I recognized where I was from my first trip into the Chartreuse with Pascal but took a different turn in the direction of the Col du Coq. Due to the presence of snow and ice on the road I parked a couple switchbacks below the trailhead and set off just after noon. I was quickly wishing I had remembered to apply, or at least to bring, sunblock. It’s been so long since I’ve needed it (once in the last two months) that it completely slipped my mind. Fortunately nothing came of it.
Of the four high peaks in the Chartreuse I believe the Dent de Crolles requires the least amount of elevation gain, about 600 meters, plus a little extra for parking lower. I had parked almost at the treeline, so there wasn’t much waiting before the entire peak was visible. I noticed a prominent notch in the stepped layers of the cliff and decided I would just go straight up and see if I couldn’t climb through the notch. If it turned out to be harder than I was willing to climb alone, I would back down and go with the trail.
I set off straight up the snowy hillside, occasionally wishing I had thought to wear gaitors, trying to stick to the areas of bare rock and grass. Surprisingly I saw signs that someone had recently skied up and down, impressive given the relatively thin snowcover. That’s what rock skis are for I guess.
About 40 minutes later the angle steepened and I saw recent boot tracks going in my direction that had come from the left side of the slope, so I started following them. Soon I encountered what is clearly the trail, and realized that the way I was going must actually be one of the two normal ways up the mountain indicated on the map. So much the better. My assumption was confirmed shortly when I saw the yellow paint marks indicating the trail on a rock.
I started cutting back and forth through the various rock bands, sometimes scrambling very short sections, others stomping through the deepening snow. Soon I caught up to two people ahead of me, the ones who had made the tracks. Although we were on the route of the trail, there was by now no sign of it, buried in the drifting snow.

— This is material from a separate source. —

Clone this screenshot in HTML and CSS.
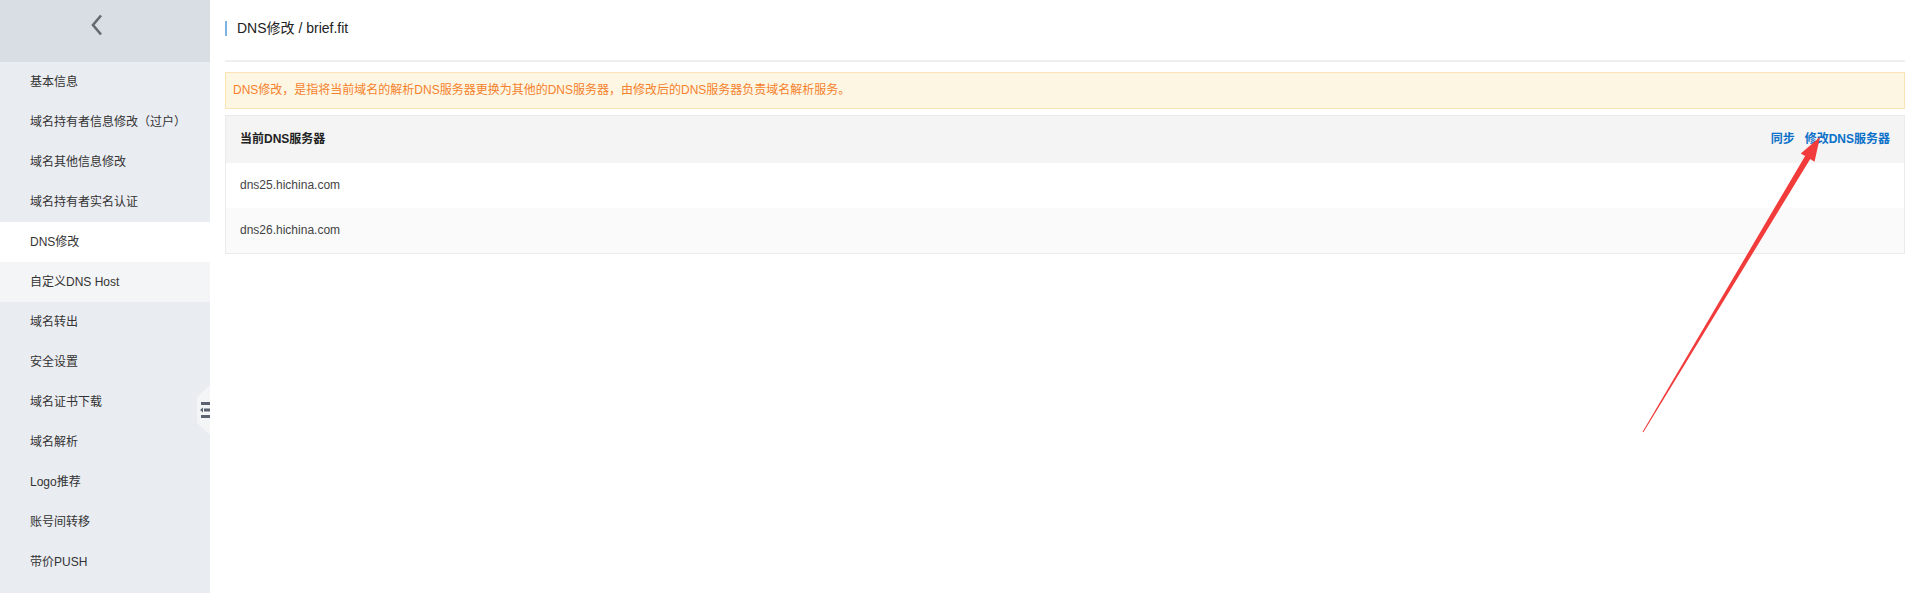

The two fellows had what seemed like inordinately large packs for a simple day hike, so I volunteered to take over the trail breaking. Although I never felt insecure, there were times I wouldn’t have minded having an ice axe along, as the slope was pretty steep in places and plunged off a sheer cliff to land hundreds of feet below.
Not long after meeting though, we worked our way through the final small cliffband and arrived at the summit plateau to a stiff wind. The views were amazing. In contrast to the mer de nuage I had encountered on Le Lance de Malissard, there was a thin, hazy sea of clouds to the south over Grenoble, but it was clear to the north.
While we sat and ate in the sun, I learned the reason for the large packs: the two guys were planning on paragliding back to their car. They said, and I had no difficulty seeing why, that this was a very popular spot for this and for wingsuit flying. From the summit, it was maybe a 1km drop straight down to a plateau, with but a short distance to the next sheer drop all the way to the valley floor some 5000+ feet below. They told me that in September they had summited the four highest peaks in the Chartreuse in one day by paragliding from the summit of eat to the highest point they could reach on the next. Very cool.
I decided to wait around to see them take off, but unfortunately the wind was too strong and they were resolved to wait, perhaps for a long time. Not wanting to wait too long for the snow to get soft, I eventually decided to descend around 3. I was glad for my decision soon after starting, as the snow was already becoming annoyingly soft. I quickly made my way down the way I had come up, passing 10 or 12 people who, for the most part, seemed even more poorly prepared for a day in the steep snow than I was. At least I have the advantage of experience, which many of these folks seemed sorely lacking (it’s hard to have confidence in someone walking on steep snow while wearing jeans). Hopefully they all made it down fine.
Although this was the smallest amount of elevation gain I’ve done on any of the hikes in the Chartreuse, I think it took longer than any of the others, and certainly felt the most like a real mountain climb, rather than a hike, if only marginally. Whatever it was, it was a ton of fun and I was again blown away by the amazing views.